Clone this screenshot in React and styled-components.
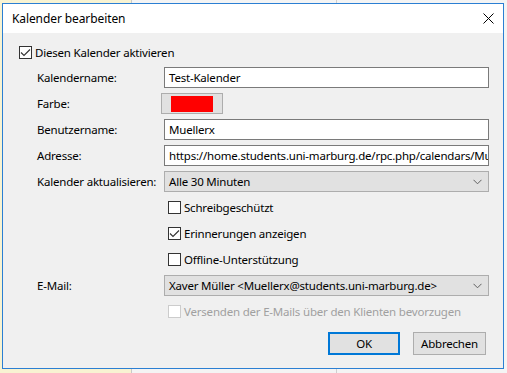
import styled, { createGlobalStyle } from "styled-components";

const GlobalStyle = createGlobalStyle`
  html, body {
    margin: 0;
    padding: 0;
  }
  body {
    width: 507px;
    height: 373px;
    overflow: hidden;
    font-family: "Noto Sans", "Liberation Sans", sans-serif;
    font-size: 11.5px;
    letter-spacing: -0.2px;
    color: #000;
    background: linear-gradient(
      to right,
      #f8f3d2 0 131px,
      #c9c9c9 131px 132px,
      #f4f4f4 132px 336px,
      #cfcfcf 336px 337px,
      #f4f4f4 337px
    );
  }
`;

const Window = styled.div`
  box-sizing: border-box;
  margin: 3px 0 0 2px;
  width: 502px;
  height: 366px;
  border: 1px solid #2b7fd3;
  background: #f0f0f0;
  display: flex;
  flex-direction: column;
`;

const TitleBar = styled.div`
  height: 29px;
  background: #fff;
  display: flex;
  align-items: center;
  justify-content: space-between;
  padding-left: 9px;
`;

const Title = styled.span`
  font-size: 12px;
  letter-spacing: -0.1px;
`;

const CloseButton = styled.div`
  width: 30px;
  height: 29px;
  display: flex;
  align-items: center;
  justify-content: center;
`;

const Body = styled.div`
  padding: 9px 14px 0 16px;
`;

const TopCheck = styled.div`
  height: 21px;
  display: flex;
  align-items: center;
  margin-bottom: 4px;
`;

const Form = styled.div`
  margin-left: 18px;
  display: grid;
  grid-template-columns: 127px 1fr;
  grid-auto-rows: 21px;
  row-gap: 5px;
`;

const Label = styled.div`
  display: flex;
  align-items: center;
  grid-column: 1;
  white-space: nowrap;
`;

const Field = styled.div`
  grid-column: 2;
  display: flex;
  align-items: center;
  padding-left: ${(p) => p.$indent || 0}px;
  min-width: 0;
`;

const TextBox = styled.div`
  box-sizing: border-box;
  width: 100%;
  height: 21px;
  border: 1px solid #7a7a7a;
  background: #fff;
  padding: 0 4px;
  display: flex;
  align-items: center;
  white-space: nowrap;
  overflow: hidden;
`;

const ComboBox = styled.div`
  box-sizing: border-box;
  width: 100%;
  height: 21px;
  border: 1px solid #adadad;
  background: #e1e1e1;
  padding: 0 6px 0 4px;
  display: flex;
  align-items: center;
  justify-content: space-between;
  white-space: nowrap;
`;

const ColorButton = styled.div`
  box-sizing: border-box;
  margin-left: -3px;
  width: 62px;
  height: 21px;
  border: 1px solid #adadad;
  background: #e1e1e1;
  display: flex;
  align-items: center;
  justify-content: center;
`;

const Swatch = styled.div`
  width: 42px;
  height: 16px;
  background: ${(p) => p.$color};
`;

const CheckRow = styled.label`
  display: flex;
  align-items: center;
  gap: 3px;
  color: ${(p) => (p.$disabled ? "#a0a0a0" : "#000")};
  white-space: nowrap;
`;

const Box = styled.span`
  box-sizing: border-box;
  width: 13px;
  height: 13px;
  border: 1px solid ${(p) => (p.$disabled ? "#cccccc" : "#333333")};
  background: #fff;
  display: flex;
  align-items: center;
  justify-content: center;
  flex: none;
`;

const Buttons = styled.div`
  display: flex;
  justify-content: flex-end;
  gap: 13px;
  margin-top: 10px;
  padding-right: 3px;
`;

const Button = styled.div`
  box-sizing: border-box;
  height: 23px;
  width: ${(p) => p.$width}px;
  background: #e1e1e1;
  border: ${(p) => (p.$default ? "2px solid #0078d7" : "1px solid #adadad")};
  display: flex;
  align-items: center;
  justify-content: center;
`;

const Check = () => (
  <svg width="11" height="11" viewBox="0 0 11 11">
    <path d="M1 5.5 L4 8.5 L10 2.5" fill="none" stroke="#333" strokeWidth="1.1" />
  </svg>
);

const Chevron = () => (
  <svg width="9" height="6" viewBox="0 0 9 6">
    <path d="M0.5 0.8 L4.5 4.8 L8.5 0.8" fill="none" stroke="#606060" strokeWidth="1" />
  </svg>
);

const Checkbox = ({ checked, disabled, children }) => (
  <CheckRow $disabled={disabled}>
    <Box $disabled={disabled}>{checked && <Check />}</Box>
    {children}
  </CheckRow>
);

const App = () => (
  <>
    <GlobalStyle />
    <Window>
      <TitleBar>
        <Title>Kalender bearbeiten</Title>
        <CloseButton>
          <svg width="11" height="11" viewBox="0 0 11 11">
            <path d="M0.5 0.5 L10.5 10.5 M10.5 0.5 L0.5 10.5" stroke="#000" strokeWidth="1" />
          </svg>
        </CloseButton>
      </TitleBar>
      <Body>
        <TopCheck>
          <Checkbox checked>Diesen Kalender aktivieren</Checkbox>
        </TopCheck>
        <Form>
          <Label>Kalendername:</Label>
          <Field>
            <TextBox>Test-Kalender</TextBox>
          </Field>

          <Label>Farbe:</Label>
          <Field>
            <ColorButton>
              <Swatch $color="#ff0000" />
            </ColorButton>
          </Field>

          <Label>Benutzername:</Label>
          <Field>
            <TextBox>Muellerx</TextBox>
          </Field>

          <Label>Adresse:</Label>
          <Field>
            <TextBox>https://home.students.uni-marburg.de/rpc.php/calendars/Muellerx/</TextBox>
          </Field>

          <Label>Kalender aktualisieren:</Label>
          <Field>
            <ComboBox>
              <span>Alle 30 Minuten</span>
              <Chevron />
            </ComboBox>
          </Field>

          <Field $indent={4}>
            <Checkbox>Schreibgeschützt</Checkbox>
          </Field>

          <Field $indent={4}>
            <Checkbox checked>Erinnerungen anzeigen</Checkbox>
          </Field>

          <Field $indent={4}>
            <Checkbox>Offline-Unterstützung</Checkbox>
          </Field>

          <Label>E-Mail:</Label>
          <Field>
            <ComboBox>
              <span>Xaver Müller &lt;Muellerx@students.uni-marburg.de&gt;</span>
              <Chevron />
            </ComboBox>
          </Field>

          <Field $indent={4}>
            <Checkbox disabled>Versenden der E-Mails über den Klienten bevorzugen</Checkbox>
          </Field>
        </Form>
        <Buttons>
          <Button $default $width={72}>OK</Button>
          <Button $width={73}>Abbrechen</Button>
        </Buttons>
      </Body>
    </Window>
  </>
);

export default App;
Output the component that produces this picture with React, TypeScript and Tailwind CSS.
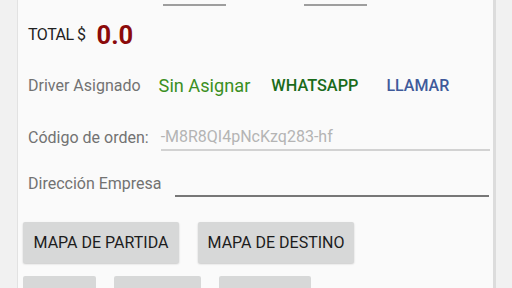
export default function App() {
  return (
    <div className="h-[288px] w-[512px] overflow-hidden bg-[#f1f1f1] font-['Roboto',sans-serif]">
      <div className="ml-[17px] h-full w-[479px] border-l border-[#e2e2e2] border-r-[3px] border-r-[#dcdcdc] bg-[#fafafa]">
        {/* underlines of the fields above */}
        <div className="flex h-[6px] items-end">
          <div className="ml-[145px] h-[2px] w-[63px] bg-[#9e9e9e]" />
          <div className="ml-[78px] h-[2px] w-[63px] bg-[#9e9e9e]" />
        </div>

        <div className="mt-[14px] flex items-center pl-[10px]">
          <span className="text-[16px] leading-[30px] tracking-[-0.5px] text-[#222]">TOTAL $</span>
          <span className="ml-[11px] text-[25.5px] font-bold leading-[30px] text-[#8b0a0a]">0.0</span>
        </div>

        <div className="mt-[25px] flex items-center pl-[10px] leading-[22px]">
          <span className="text-[16px] text-[#727272]">Driver Asignado</span>
          <span className="ml-[18px] text-[18.2px] text-[#3b8f22]">Sin Asignar</span>
          <button className="ml-[21px] text-[16.3px] font-medium text-[#1a6b1a]">WHATSAPP</button>
          <button className="ml-[28px] text-[16px] font-medium text-[#3f5a9a]">LLAMAR</button>
        </div>

        <div className="mt-[30px] flex items-end pl-[10px]">
          <span className="pb-[3px] text-[16px] leading-[20px] text-[#727272]">Código de orden:</span>
          <div className="ml-[12px] w-[329px] border-b-2 border-[#d2d2d2] pb-[2px] text-[16px] leading-[20px] text-[#b4b4b4]">
            -M8R8QI4pNcKzq283-hf
          </div>
        </div>

        <div className="mt-[22px] flex items-end pl-[10px]">
          <span className="pb-[3px] text-[16px] leading-[20px] text-[#727272]">Dirección Empresa</span>
          <div className="ml-[13px] h-[24px] w-[314px] border-b-2 border-[#777]" />
        </div>

        <div className="mt-[25px] flex gap-[19px] pl-[5px]">
          <button className="h-[41px] w-[156px] rounded-[2px] bg-[#d7d8d8] text-[16px] text-[#1c1c1c] shadow-[0_1px_2px_rgba(0,0,0,0.2)]">
            MAPA DE PARTIDA
          </button>
          <button className="h-[41px] w-[156px] rounded-[2px] bg-[#d7d8d8] text-[16px] text-[#1c1c1c] shadow-[0_1px_2px_rgba(0,0,0,0.2)]">
            MAPA DE DESTINO
          </button>
        </div>

        <div className="mt-[13px] flex gap-[18px] pl-[5px]">
          <div className="h-[41px] w-[73px] rounded-[2px] bg-[#d7d8d8]" />
          <div className="h-[41px] w-[87px] rounded-[2px] bg-[#d7d8d8]" />
          <div className="h-[41px] w-[92px] rounded-[2px] bg-[#d7d8d8]" />
        </div>
      </div>
    </div>
  )
}
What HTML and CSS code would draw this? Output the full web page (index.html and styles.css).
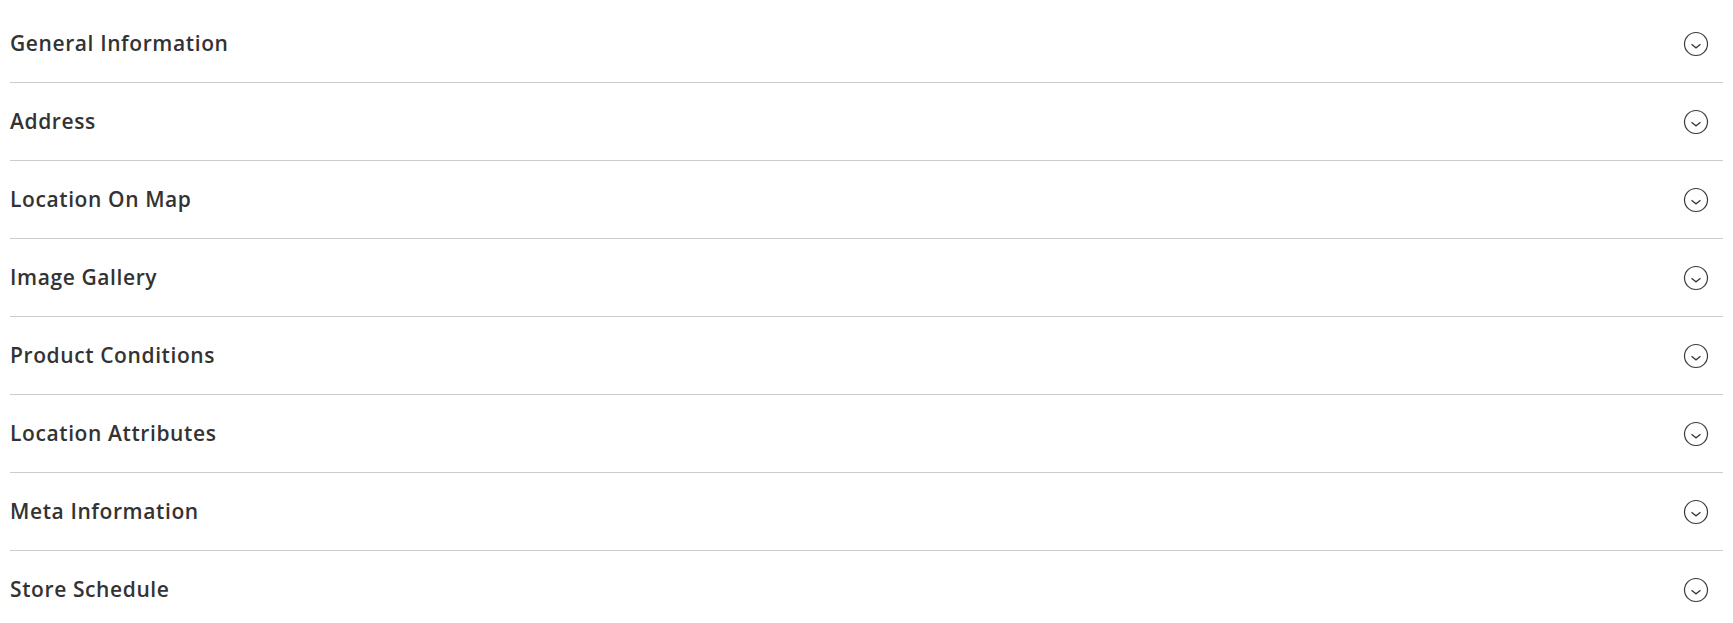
FILE: index.html
```html
<!DOCTYPE html>
<html lang="en">
<head>
    <meta charset="UTF-8">
    <meta name="viewport" content="width=device-width, initial-scale=1.0">
    <title>Store Location</title>
    <link rel="stylesheet" href="styles.css">
</head>
<body>

    <div class="sections">
        <div class="section"><span class="title">General Information</span><span class="toggle"></span></div>
        <div class="section"><span class="title">Address</span><span class="toggle"></span></div>
        <div class="section"><span class="title">Location On Map</span><span class="toggle"></span></div>
        <div class="section"><span class="title">Image Gallery</span><span class="toggle"></span></div>
        <div class="section"><span class="title">Product Conditions</span><span class="toggle"></span></div>
        <div class="section"><span class="title">Location Attributes</span><span class="toggle"></span></div>
        <div class="section"><span class="title">Meta Information</span><span class="toggle"></span></div>
        <div class="section"><span class="title">Store Schedule</span><span class="toggle"></span></div>
    </div>

    <script>
        // same chevron icon for every section
        let icon = '<svg width="26" height="26" viewBox="0 0 26 26"><circle cx="13" cy="13" r="11.5" fill="none" stroke="#3a3a3a" stroke-width="1.2"/><path d="M8.5 13.2 L13 16.8 L17.5 13.2" fill="none" stroke="#3a3a3a" stroke-width="1.3"/></svg>';
        document.querySelectorAll(".toggle").forEach(t => t.innerHTML = icon);
    </script>
</body>
</html>
```
FILE: styles.css
```css
body {
    font-family: "Open Sans", Arial, sans-serif;
    margin: 0;
    padding: 0;
    background: #fff;
}

.sections {
    padding: 5px 10px 0 10px;
}

.section {
    display: flex;
    justify-content: space-between;
    align-items: center;
    height: 77px;
    border-bottom: 1px solid #cccccc;
    cursor: pointer;
}

.section:last-child {
    border-bottom: none;
}

.title {
    font-size: 21px;
    font-weight: 600;
    color: #333333;
    letter-spacing: 0.6px;
    padding-bottom: 2px;
}

.toggle {
    display: flex;
    margin-right: 14px;
}
```
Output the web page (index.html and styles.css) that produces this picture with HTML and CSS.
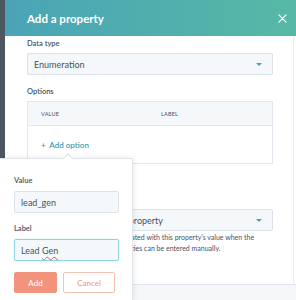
FILE: index.html
```html
<!DOCTYPE html>
<html lang="en">
<head>
    <meta charset="UTF-8">
    <meta name="viewport" content="width=device-width, initial-scale=1.0">
    <title>Add a property</title>
    <link rel="stylesheet" href="styles.css">
</head>
<body>
    <div class="app">
        <div class="rail"></div>
        <div class="panel">
            <div class="header">
                <h2>Add a property</h2>
                <svg class="close" width="9" height="9" viewBox="0 0 10 10">
                    <path d="M1 1 L9 9 M9 1 L1 9" stroke="#fff" stroke-width="1.4" stroke-linecap="round"/>
                </svg>
            </div>
            <div class="content">
                <div class="label">Data type</div>
                <div class="select">
                    <span>Enumeration</span>
                    <span class="caret"></span>
                </div>

                <div class="label options-label">Options</div>
                <div class="options">
                    <div class="options-head">
                        <span class="col-value">VALUE</span>
                        <span>LABEL</span>
                    </div>
                    <div class="options-body">
                        <span class="add-option">+&nbsp; Add option</span>
                    </div>
                </div>

                <div class="label field-label">Field type</div>
                <div class="select">
                    <span>Synced with an existing property</span>
                    <span class="caret"></span>
                </div>
                <p class="help">New contact records will be populated with this property's value when the<br>the values of other contact properties can be entered manually.</p>
            </div>
            <div class="footer"></div>
        </div>
    </div>

    <div class="popover">
        <div class="arrow"></div>
        <div class="label">Value</div>
        <div class="input"><span>lead_gen</span></div>
        <div class="label pop-label">Label</div>
        <div class="input focused"><span>Lead <span class="typo">Gen</span></span></div>
        <div class="buttons">
            <button class="btn-add">Add</button>
            <button class="btn-cancel">Cancel</button>
        </div>
    </div>
</body>
</html>
```

FILE: styles.css
```css
* {
    box-sizing: border-box;
}
body {
    margin: 0;
    width: 296px;
    height: 300px;
    overflow: hidden;
    font-family: Lato, "Open Sans", sans-serif;
    color: #3f5366;
    position: relative;
}
.app {
    display: flex;
    height: 300px;
}
.rail {
    width: 5px;
    background: #4c5762;
}
.panel {
    flex: 1;
    display: flex;
    flex-direction: column;
}
.header {
    height: 36px;
    flex-shrink: 0;
    background: linear-gradient(to right, #4aa4b7, #56b9a5);
    display: flex;
    align-items: center;
    justify-content: space-between;
    padding: 0 9px 0 22px;
}
.header h2 {
    margin: 0;
    color: #fff;
    font-size: 11.5px;
    font-weight: 700;
}
.content {
    height: 248px;
    background: #fff;
    padding: 3px 20px 0 22px;
    border-right: 1px solid #e9edf2;
    margin-right: 2px;
}
.footer {
    height: 16px;
    flex-shrink: 0;
    background: #f5f7f9;
    border-top: 1px solid #dfe4ea;
}
.label {
    font-size: 7.5px;
    font-weight: 600;
    line-height: 10px;
    margin-bottom: 4px;
}
.select {
    height: 22px;
    background: #f5f8fa;
    border: 1px solid #dbe2ea;
    border-radius: 2px;
    display: flex;
    align-items: center;
    justify-content: space-between;
    padding: 0 10px 0 6px;
    font-size: 9px;
}
.caret {
    width: 0;
    height: 0;
    border-left: 3px solid transparent;
    border-right: 3px solid transparent;
    border-top: 3.5px solid #4a9fb5;
}
.options-label {
    margin-top: 12px;
}
.options {
    height: 63px;
    border: 1px solid #e3e8ee;
}
.options-head {
    height: 24px;
    background: #f5f8fa;
    border-bottom: 1px solid #e3e8ee;
    display: flex;
    align-items: center;
    padding-left: 13px;
    font-size: 5.5px;
    letter-spacing: 0.2px;
}
.col-value {
    width: 120px;
}
.options-body {
    height: 37px;
    display: flex;
    align-items: center;
    padding-left: 13px;
}
.add-option {
    color: #3f9db4;
    font-size: 8px;
    font-weight: 600;
}
.field-label {
    margin-top: 26px;
    margin-bottom: 9px;
}
.help {
    margin: 1px 0 0;
    font-size: 7px;
    line-height: 11px;
    white-space: nowrap;
}
.popover {
    position: absolute;
    left: 0;
    top: 158px;
    width: 133px;
    height: 142px;
    background: #fff;
    border: 1px solid #e1e6eb;
    border-left: none;
    border-bottom: none;
    box-shadow: 0 1px 6px rgba(0, 0, 0, 0.12);
    padding: 17px 13px 0 14px;
}
.arrow {
    position: absolute;
    left: 64px;
    top: -4px;
    width: 8px;
    height: 8px;
    background: #fff;
    border-left: 1px solid #e1e6eb;
    border-top: 1px solid #e1e6eb;
    transform: rotate(45deg);
}
.popover .label {
    margin-bottom: 5px;
}
.popover .pop-label {
    margin-top: 11px;
}
.input {
    height: 22px;
    background: #f5f8fa;
    border: 1px solid #dbe2ea;
    border-radius: 2px;
    display: flex;
    align-items: center;
    padding-left: 6px;
    font-size: 9px;
}
.input.focused {
    border: 1px solid #8fd5e0;
    box-shadow: 0 0 2px #bde8ee;
}
.typo {
    text-decoration: underline wavy #e35a5a;
    text-decoration-thickness: 1px;
    text-underline-offset: 2px;
}
.buttons {
    display: flex;
    gap: 6px;
    margin-top: 11px;
}
button {
    height: 21px;
    font-family: inherit;
    font-size: 8px;
    border-radius: 2px;
    padding: 0;
}
.btn-add {
    width: 43px;
    background: #f2937b;
    border: 1px solid #f2937b;
    color: #fff;
}
.btn-cancel {
    width: 52px;
    background: #fff;
    border: 1px solid #f7c2b4;
    color: #f2937b;
}
```
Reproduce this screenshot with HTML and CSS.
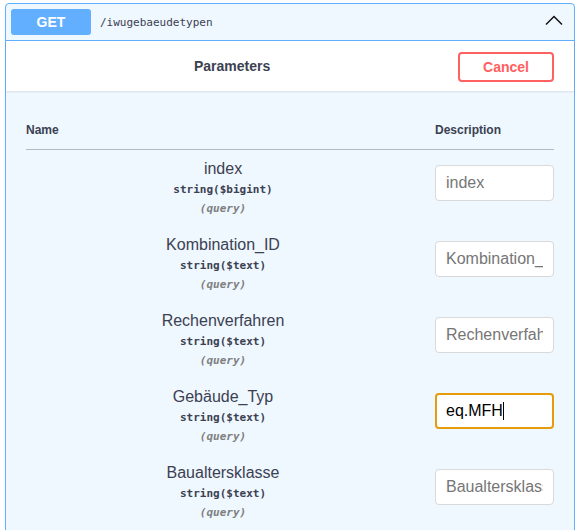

**EXERCISE TASK:** Go through the entries and return each line where the word "that" appears.

**WORKED ANSWER:**
Output the component that produces this picture with React, TypeScript and Tailwind CSS.
Output the web page (index.html and styles.css) that produces this picture with HTML and CSS.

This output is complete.